Республиканское руководство Колорадо обрушилось на президента с критикой и отказалось выступать в одном с ним зале. Губернатор-республиканец Билл Оуэнс поддержал идею принятия такого закона на референдуме, но отказывался выступать на прямой линии, проводимой Национальной вещательной корпорацией с Томом Броко в роли ведущего, пока в середине шоу Клинтон не покинул сцену.
Этот визит президента в Колорадо вызвал некоторое шевеление в Вашингтоне. Перед прямой линией с Броко лидеры Палаты представителей Конгресса объявили о достижении двухпартийного компромисса по поводу принятия закона, закрывающего лазейку, которой пользуются нелицензированные продавцы на оружейных выставках. Но к этому моменту прошел уже год, и, чтобы наконец принять такой закон, нужно было еще много времени.
Том Маузер продолжал борьбу. Во время митинга, состоявшегося на той же неделе, что и прямая линия, «Разумная альтернатива» расставила на ступеньках лестницы Капитолия штата 4 233 пары обуви – по одной за каждого несовершеннолетнего, убитого из огнестрельного оружия в 1997 году. Том снял с ног кроссовки и поднял их, чтобы показать толпе. Это кроссовки Дэниела. Том надевал их на все митинги – ему нужно было чувствовать осязаемую связь с сыном. К тому же они помогали по природе стеснительному человеку устанавливать некую связь между Дэниелом и теми людьми, перед которыми он выступал.
2 мая губернатор и генеральный прокурор штата – самые видные республиканец и демократ в Колорадо – первыми поставили подписи на петиции о вынесении закона, закрывающего лазейку, на референдум, который пройдет одновременно с очередными выборами. Чтобы он состоялся, требовалось набрать 62 438 подписей. Собрано же было почти вдвое больше.
Соответствующий закон впоследствии примут на референдуме при соотношении голосов «за» и «против» два к одному. И в Колорадо лазейка, касающаяся оружейных выставок, будет закрыта.
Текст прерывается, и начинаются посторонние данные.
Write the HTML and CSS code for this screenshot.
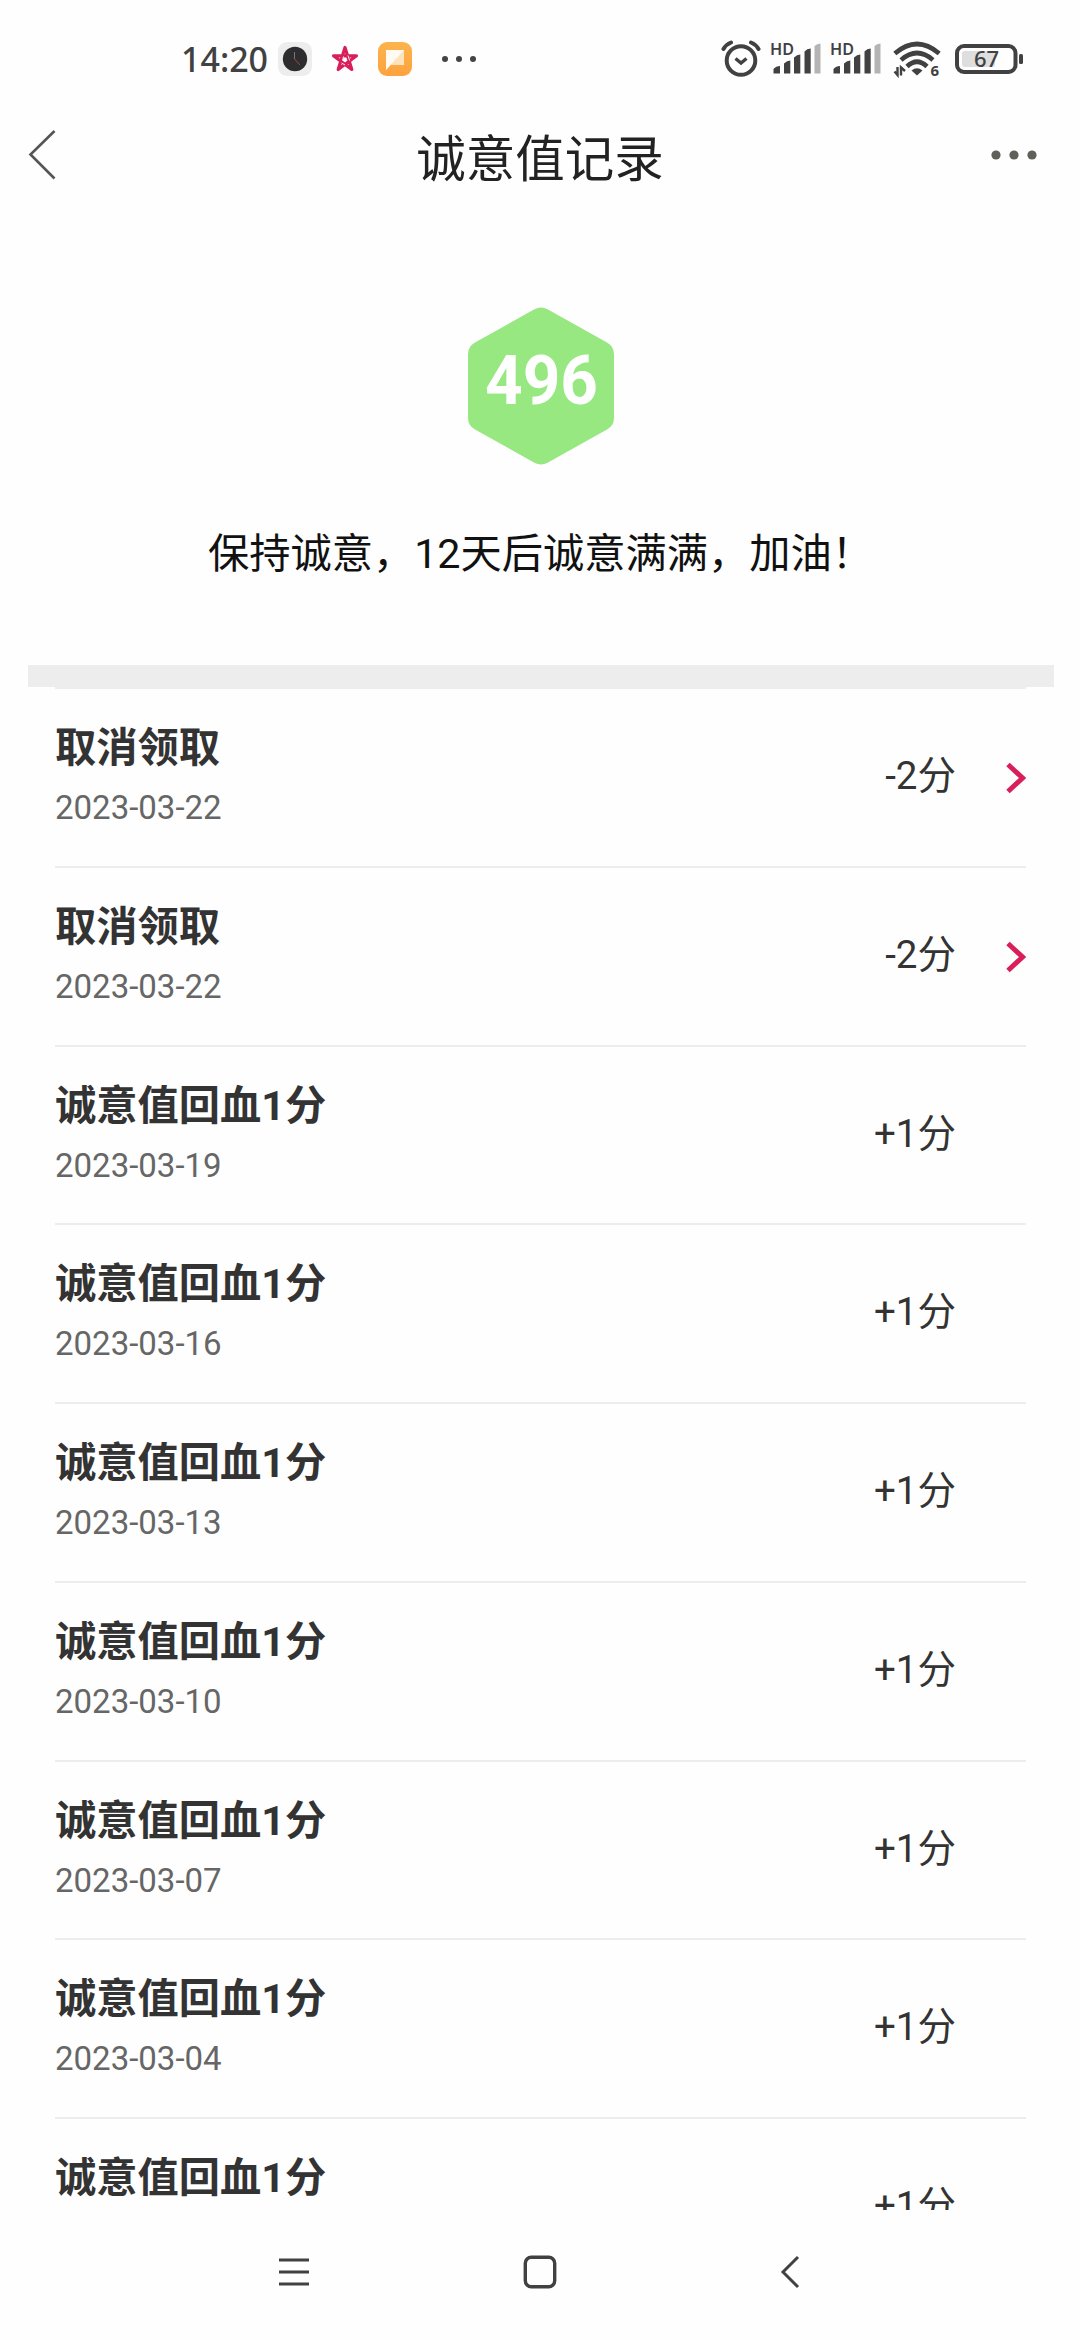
FILE: index.html
```html
<!DOCTYPE html>
<html lang="zh-CN">

<head>
    <meta charset="UTF-8">
    <meta name="viewport" content="width=device-width, initial-scale=1.0">
    <title>诚意值记录</title>
    <link rel="stylesheet" href="styles.css">
</head>

<body>
    <!-- 状态栏 -->
    <div class="statusbar">
        <div class="status-left">
            <span class="time">14:20</span>
            <svg class="app-icon" width="34" height="34" viewBox="0 0 34 34">
                <rect width="34" height="34" rx="9" fill="#ededed" />
                <circle cx="17" cy="17" r="12.2" fill="#2d2d2f" />
                <path d="M16.5 10v7" stroke="#777" stroke-width="1" fill="none" />
                <path d="M16.5 17l5.500 6" stroke="#a8433f" stroke-width="1" fill="none" />
            </svg>
            <svg class="star-icon" width="28" height="28" viewBox="0 0 28 28">
                <path d="M14 2.500L20.800 24.500L2.500 10.800H25.500L7.200 24.500Z" fill="none" stroke="#d81e5b" stroke-width="3.200" stroke-linejoin="round" />
                <path d="M12.500 11.500l-1 4M17 10.500l1.600 5M10.500 18l3.500 2" fill="none" stroke="#fff" stroke-width="0.900" />
            </svg>
            <svg class="app-icon" width="34" height="34" viewBox="0 0 34 34">
                <defs>
                    <linearGradient id="orange" x1="0" y1="0" x2="0" y2="1">
                        <stop offset="0" stop-color="#fbb44c" />
                        <stop offset="1" stop-color="#fea33e" />
                    </linearGradient>
                </defs>
                <rect width="34" height="34" rx="9" fill="url(#orange)" />
                <path d="M8 8h18v15H12.500L8 28Z" fill="#fde3bd" />
                <path d="M8 8h18L8 28Z" fill="#fffaf2" />
            </svg>
            <svg class="more-icon" width="36" height="8" viewBox="0 0 36 8">
                <g fill="#444">
                    <circle cx="4" cy="4" r="3" />
                    <circle cx="18" cy="4" r="3" />
                    <circle cx="32" cy="4" r="3" />
                </g>
            </svg>
        </div>
        <div class="status-right">
            <!-- 闹钟 -->
            <svg width="40" height="40" viewBox="0 0 40 40">
                <g fill="none" stroke="#414141" stroke-linecap="round">
                    <circle cx="20" cy="21.500" r="14.300" stroke-width="4" />
                    <path d="M14.500 19.500l5.500 4.500l5.500-4.500" stroke-width="3.400" stroke-linecap="butt" />
                    <path d="M2.500 10Q5 5.500 10 3.500M37.500 10Q35 5.500 30 3.500" stroke-width="4" />
                </g>
            </svg>
            <!-- 信号 -->
            <svg class="signal" width="50" height="40" viewBox="0 0 50 40">
                <text class="hd" x="-1" y="15.500" textLength="24" lengthAdjust="spacingAndGlyphs">HD</text>
                <g fill="#414141">
                    <path d="M2.500 34.500V30Q5 27 9 27V34.500Z" />
                    <path d="M13 34.500V24.500Q16 21.500 19.300 21.500V34.500Z" />
                    <path d="M23 34.500V18.500Q26 15.500 29.300 15.500V34.500Z" />
                    <path d="M33.500 34.500V12.500Q36 9.500 39.700 9.500V34.500Z" />
                    <path d="M43.500 34.500V7Q46 4.500 49.500 4.500V34.500Z" fill="#b4b4b4" />
                </g>
            </svg>
            <svg class="signal" width="50" height="40" viewBox="0 0 50 40">
                <text class="hd" x="-1" y="15.500" textLength="24" lengthAdjust="spacingAndGlyphs">HD</text>
                <g fill="#414141">
                    <path d="M2.500 34.500V30Q5 27 9 27V34.500Z" />
                    <path d="M13 34.500V24.500Q16 21.500 19.300 21.500V34.500Z" />
                    <path d="M23 34.500V18.500Q26 15.500 29.300 15.500V34.500Z" />
                    <path d="M33.500 34.500V12.500Q36 9.500 39.700 9.500V34.500Z" />
                    <path d="M43.500 34.500V7Q46 4.500 49.500 4.500V34.500Z" fill="#b4b4b4" />
                </g>
            </svg>
            <!-- wifi -->
            <svg class="wifi" width="48" height="40" viewBox="0 0 48 40">
                <g fill="none" stroke="#414141" stroke-width="4.600">
                    <path d="M1.800 14.500Q24 -4.500 46.200 14.500" />
                    <path d="M8 21Q24 7 40 21" />
                    <path d="M14 27.500Q24 18 34 27.500" />
                </g>
                <path d="M18.500 31.500Q24 27 29.500 31.500L24 36.500Z" fill="#414141" />
                <path d="M4.500 28v8L1.500 32.500M8 36.500v-8l4 3.500" fill="none" stroke="#414141" stroke-width="2.400" />
                <text class="wifi-num" x="37.500" y="36.800">6</text>
            </svg>
            <!-- 电量 -->
            <svg class="battery" width="69" height="32" viewBox="0 0 69 32">
                <rect x="2" y="3" width="58.500" height="26" rx="7" fill="none" stroke="#414141" stroke-width="4" />
                <rect x="7" y="8" width="33" height="16" rx="3" fill="#dedede" />
                <rect x="64" y="11" width="4" height="10" rx="1.500" fill="#414141" />
                <text class="battery-num" x="31.500" y="24" text-anchor="middle">67</text>
            </svg>
        </div>
    </div>

    <!-- 标题栏 -->
    <div class="header">
        <svg width="30" height="52" viewBox="0 0 30 52">
            <path d="M26.500 2L2.500 25.500L26.500 49.500" fill="none" stroke="#555" stroke-width="2.600" />
        </svg>
        <h1>诚意值记录</h1>
        <svg width="46" height="10" viewBox="0 0 46 10">
            <g fill="#5f6059">
                <circle cx="5" cy="5" r="4.600" />
                <circle cx="23" cy="5" r="4.600" />
                <circle cx="41" cy="5" r="4.600" />
            </g>
        </svg>
    </div>

    <!-- 当前分值 -->
    <div class="score">
        <svg width="148" height="160" viewBox="0 0 148 160">
            <path d="M67 3.500Q74 -0.500 81 3.500L140 36.500Q147 40.500 147 48V112Q147 119.500 140 123.500L81 156.500Q74 160.500 67 156.500L8 123.500Q1 119.500 1 112V48Q1 40.500 8 36.500Z" fill="#97e881" />
            <text class="score-num" x="18" y="98" textLength="113" lengthAdjust="spacingAndGlyphs">496</text>
        </svg>
        <p>保持诚意，12天后诚意满满，加油！</p>
    </div>

    <!-- 记录列表 -->
    <div class="records">
        <ul>
            <li>
                <div class="info">
                    <h2>取消领取</h2>
                    <span class="date">2023-03-22</span>
                </div>
                <span class="num">-2分</span>
                <svg class="arrow" width="20" height="32" viewBox="0 0 20 32">
                    <path d="M2 2.500L16.500 16L2 29.500" fill="none" stroke="#d81e5b" stroke-width="5" />
                </svg>
            </li>
            <li>
                <div class="info">
                    <h2>取消领取</h2>
                    <span class="date">2023-03-22</span>
                </div>
                <span class="num">-2分</span>
                <svg class="arrow" width="20" height="32" viewBox="0 0 20 32">
                    <path d="M2 2.500L16.500 16L2 29.500" fill="none" stroke="#d81e5b" stroke-width="5" />
                </svg>
            </li>
            <li>
                <div class="info">
                    <h2>诚意值回血1分</h2>
                    <span class="date">2023-03-19</span>
                </div>
                <span class="num">+1分</span>
            </li>
            <li>
                <div class="info">
                    <h2>诚意值回血1分</h2>
                    <span class="date">2023-03-16</span>
                </div>
                <span class="num">+1分</span>
            </li>
            <li>
                <div class="info">
                    <h2>诚意值回血1分</h2>
                    <span class="date">2023-03-13</span>
                </div>
                <span class="num">+1分</span>
            </li>
            <li>
                <div class="info">
                    <h2>诚意值回血1分</h2>
                    <span class="date">2023-03-10</span>
                </div>
                <span class="num">+1分</span>
            </li>
            <li>
                <div class="info">
                    <h2>诚意值回血1分</h2>
                    <span class="date">2023-03-07</span>
                </div>
                <span class="num">+1分</span>
            </li>
            <li>
                <div class="info">
                    <h2>诚意值回血1分</h2>
                    <span class="date">2023-03-04</span>
                </div>
                <span class="num">+1分</span>
            </li>
            <li>
                <div class="info">
                    <h2>诚意值回血1分</h2>
                </div>
                <span class="num">+1分</span>
            </li>
        </ul>
    </div>

    <!-- 系统导航 -->
    <div class="navbar">
        <svg width="34" height="36" viewBox="0 0 34 36">
            <path d="M2 6h30M2 18h30M2 30h30" stroke="#414141" stroke-width="3.200" />
        </svg>
        <svg width="34" height="36" viewBox="0 0 34 36">
            <rect x="2.300" y="3.300" width="29.400" height="29.400" rx="6" fill="none" stroke="#414141" stroke-width="3.400" />
        </svg>
        <svg width="34" height="36" viewBox="0 0 34 36">
            <path d="M29 3L14 18L29 33" fill="none" stroke="#414141" stroke-width="3" />
        </svg>
    </div>
</body>

</html>
```

FILE: styles.css
```css
* {
    margin: 0;
    padding: 0;
    box-sizing: border-box;
}

body {
    width: 1080px;
    height: 2340px;
    overflow: hidden;
    display: flex;
    flex-direction: column;
    background-color: #fefefe;
    font-family: Roboto, "Noto Sans CJK SC", sans-serif;
}

svg {
    display: block;
    flex: none;
}

/* 状态栏 */
.statusbar {
    height: 110px;
    padding: 0 56px 0 181px;
    display: flex;
    justify-content: space-between;
    align-items: flex-start;
}

.status-left,
.status-right {
    height: 118px;
    display: flex;
    align-items: center;
}

.time {
    width: 97px;
    font: 500 34px "Noto Sans", sans-serif;
    color: #414141;
}

.star-icon {
    margin: 0 19px;
}

.more-icon {
    margin-left: 29px;
}

.signal {
    margin-left: 10px;
}

.wifi {
    margin-left: 12px;
}

.battery {
    margin-left: 14px;
}

.hd {
    font: 600 16px "Noto Sans", sans-serif;
    fill: #414141;
}

.wifi-num {
    font: 700 15px "Noto Sans", sans-serif;
    fill: #414141;
}

.battery-num {
    font: 500 22px "Noto Sans", sans-serif;
    fill: #414141;
}

/* 标题栏 */
.header {
    height: 90px;
    padding: 0 43px 0 28px;
    display: flex;
    justify-content: space-between;
    align-items: center;
}

.header h1 {
    font-size: 49.5px;
    font-weight: 400;
    color: #222;
    padding-left: 31px;
}

/* 分值 */
.score {
    height: 465px;
    padding: 106px 0 0 1px;
    display: flex;
    flex-direction: column;
    align-items: center;
}

.score-num {
    font-size: 68px;
    font-weight: 700;
    fill: #fff;
}

.score p {
    margin-top: 57px;
    font-size: 41.25px;
    line-height: 62px;
    color: #111;
}

/* 列表，每行65*2.75=178.75px */
.records {
    height: 1545px;
    padding: 0 26px 0 28px;
    overflow: hidden;
}

.records::before {
    content: "";
    display: block;
    height: 22px;
    background-color: #ededed;
}

.records ul {
    margin: 0 28px 0 27px;
    list-style: none;
}

.records li {
    height: 178.75px;
    border-top: 2px solid #ededed;
    display: flex;
}

.info {
    flex: 1;
    padding-top: 28px;
}

.info h2 {
    font-size: 41.25px;
    line-height: 62px;
    font-weight: 700;
    color: #333;
}

.date {
    display: block;
    font-size: 33px;
    line-height: 58px;
    color: #666;
}

.num {
    width: 120px;
    margin-right: 70px;
    padding-top: 58px;
    font-size: 38.5px;
    line-height: 58px;
    text-align: right;
    color: #333;
}

.arrow {
    margin: 73px 0 0 -20px;
}

/* 底部导航 */
.navbar {
    height: 130px;
    padding: 44px 277px 0 277px;
    display: flex;
    justify-content: space-between;
}
```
Но в Конгрессе аналогичный закон не прошел. Так что на национальном уровне в ответ на трагедию в школе «Колумбайн» так и не было принято никакой сколько-нибудь значимой законодательной нормы, ужесточающей контроль за оборотом оружия.
Учебный год завершился благополучно. 20 мая старшую школу «Колумбайн» закончил уже второй класс, состоящий из детей, которые пережили трагедию. На сцену поднялись девять учеников, получивших ранения, в том числе двое – в инвалидных креслах. Патрик Айрленд, хромая, взошел по лесенке, чтобы произнести прощальную речь.
Это был тяжелый год, сказал он. «Стрельба, имевшая место здесь, показала стране, что в старших школах царит такой накал ненависти и ярости, какого никто прежде не ожидал». И все же Патрик был убежден, что по большому счету мир добр. Он целый год думал, стараясь понять, что заставило его преодолеть расстояние до окна библиотеки. Сначала он предположил, что это была надежда, но потом пришел к выводу, что это было доверие к людям. «Когда я падал из окна, то знал, что кто-нибудь подхватит меня. Вот что я должен вам сказать: все это время я знал, что наш человеколюбивый мир где-то рядом».